James Beard Award winner Chris Bianco put Phoenix pizza on the map way back in the 1990s and got national recognition for the first of many times in 2004 when a New York Times writer deemed his artisanal wood-fired pies with homemade mozzarella and locally sourced toppings the best in the nation. To get the full story, watch the first episode of Chef’s Table on Netflix, which focuses on the humble chef and his craft.
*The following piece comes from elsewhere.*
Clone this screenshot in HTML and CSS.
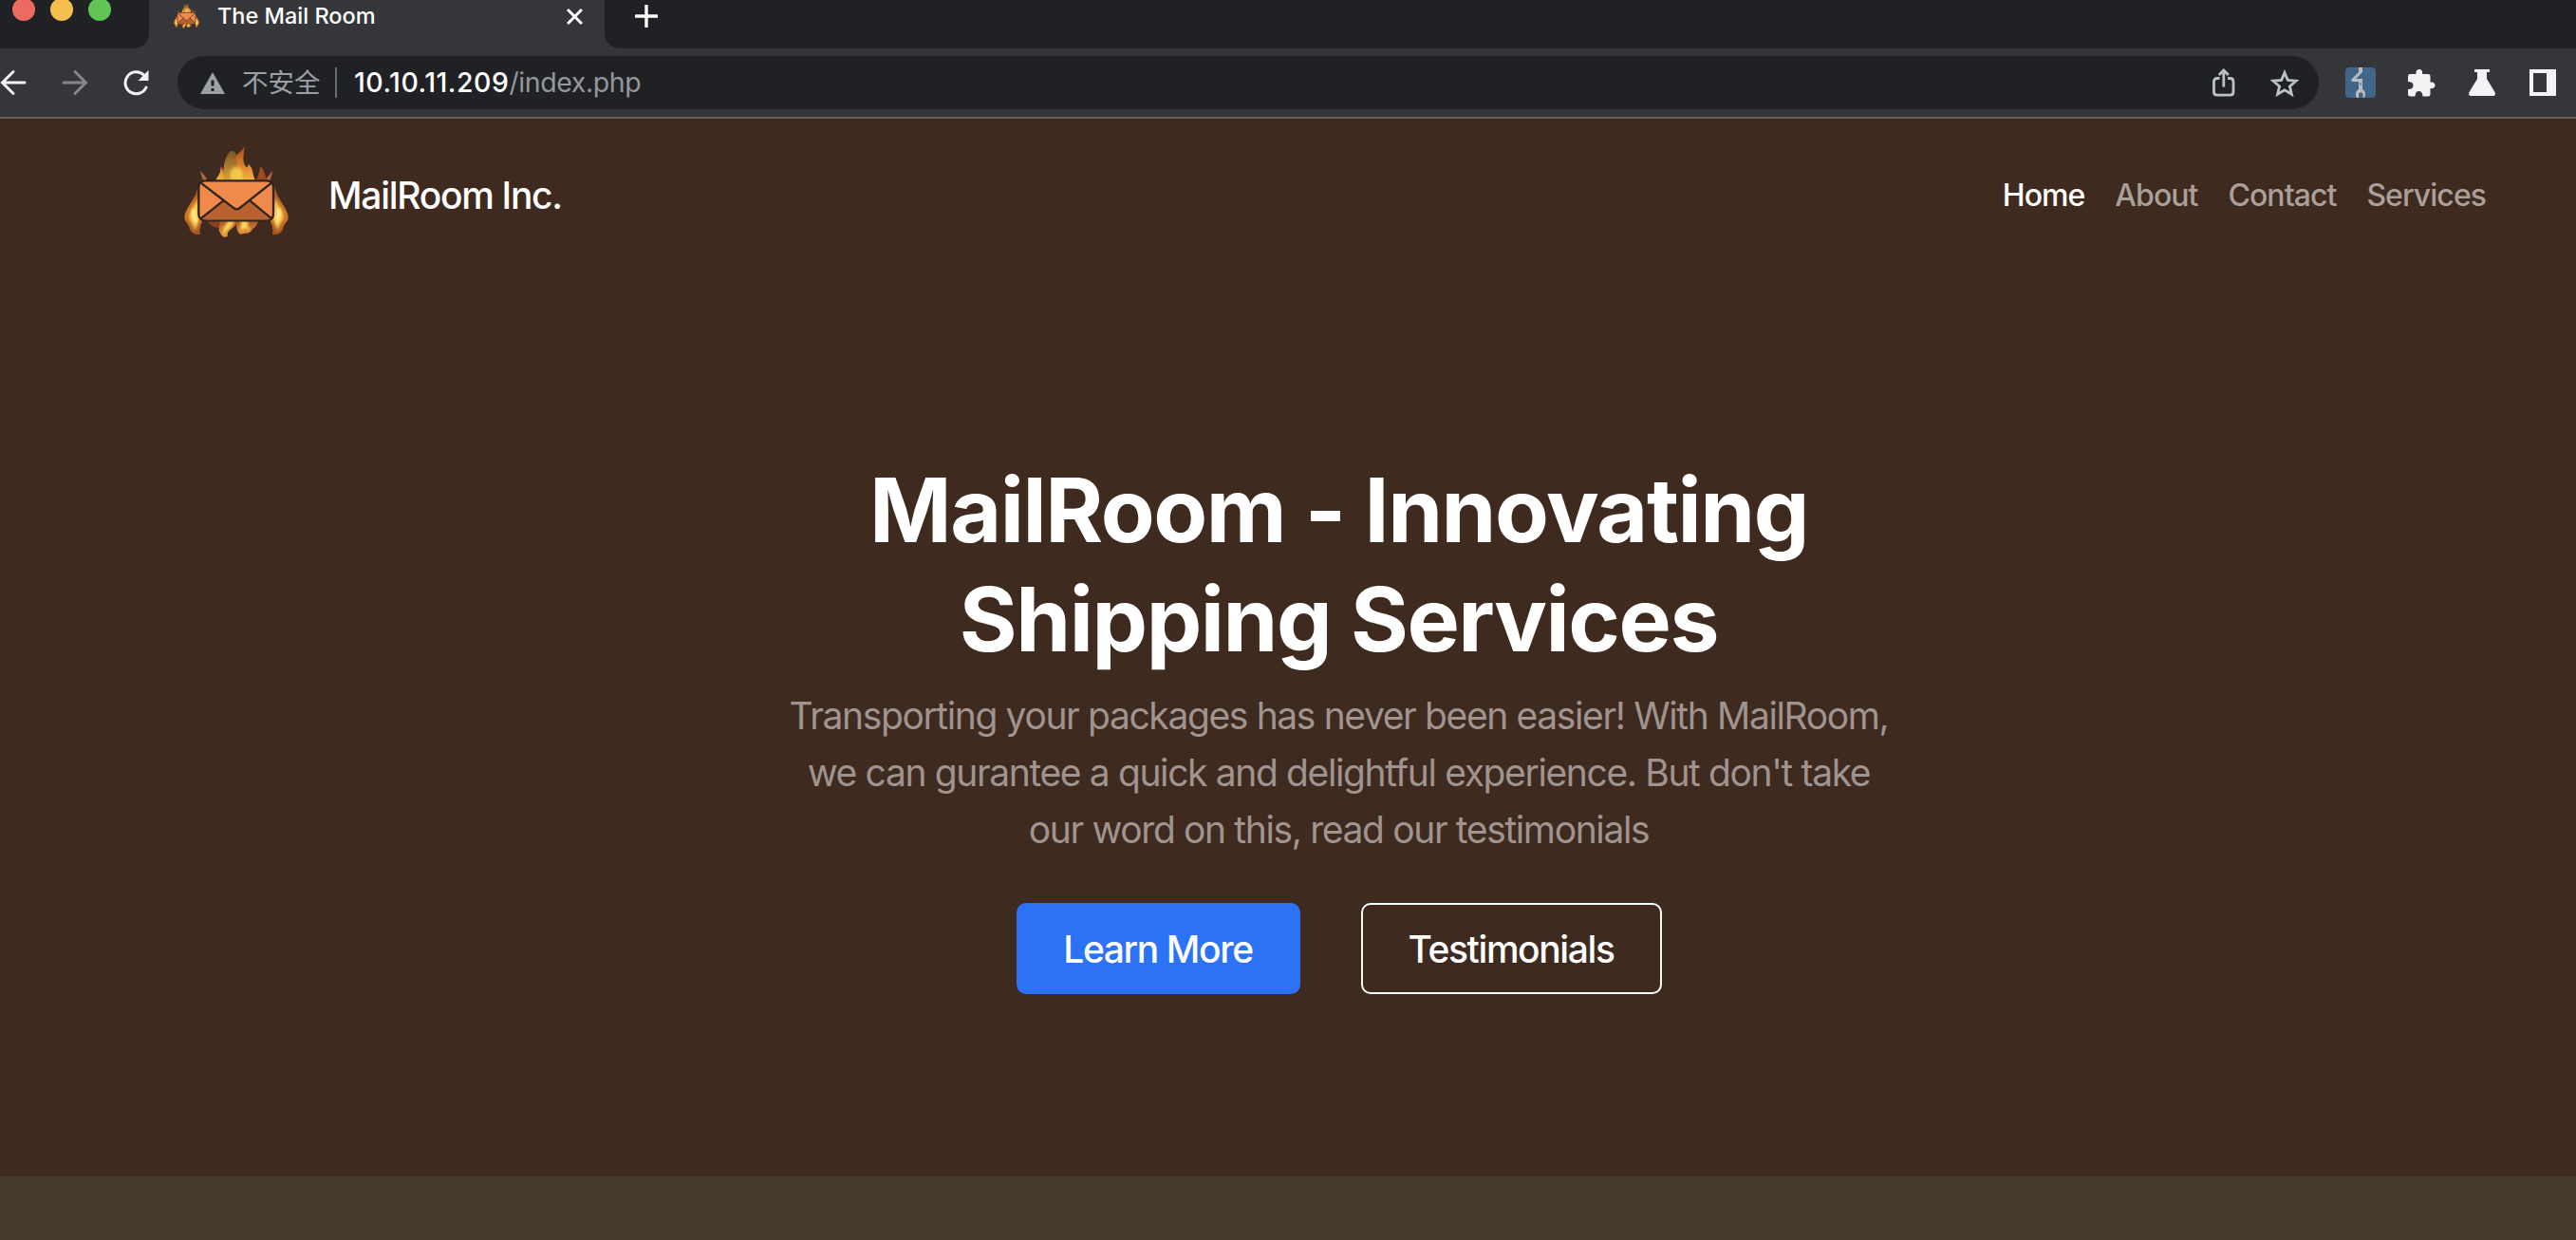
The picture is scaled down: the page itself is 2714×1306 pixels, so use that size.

Pro tip: Though the original downtown Heritage Square location of Pizzeria Bianco is nestled in a charming historic building with a cozy adjacent wine bar for the inevitable long waits, the one at the parking-rich Town and Country shopping center can be easier to navigate.

Pizzeria Virtù


Chef Gio Osso has a lot of tricks up his sleeve and ethereal Neapolitan pizza is among them. The puffed perimeter crust tapers down to a paper-thin center and the toppings are delicate and exquisite, from dabs of smoky pancetta to spicy soppressata and sweet chestnut honey. The elegant white-tablecloth ambiance and outstanding Italian wine selection at Pizzeria Virtù are ideal for a classy date night.

Spinato’s Pizzeria

6 locations Valleywide

This family-owned local chain is beloved for many reasons: Its signature sweet tomato sauce made from fresh California fruits is lip-smacking, its crispy crust has a glorious crunch, the service is exceptional and its longevity (it was founded in 1974) is admirable. Also, its cheery, contemporary restaurants are inviting for everything from an intimate happy hour to a big group outing, even with kids in tow. Fun fact: Spinato’s is the official pizza of the Phoenix Suns and Mercury and serves the same high-quality pies at Footprint Arena as at its freestanding locations.

Vero Chicago Pizza

6 locations Valleywide

Chicago transplants will tell you there’s no contest: Vero’s deep-dish pizza is a true taste of home. Fresh, crave-worthy toppings (including possibly the best Italian beef outside of the Windy City), a trio of cheeses, tangy, chunky sauce, and a golden-brown crust lift Vero head and shoulders above all others in town, and their thin crust is no slouch, either. With names like Lake Shore Drive, The Loop, and Wrigley Field, it’s the next best thing to grabbing a flight to Midway.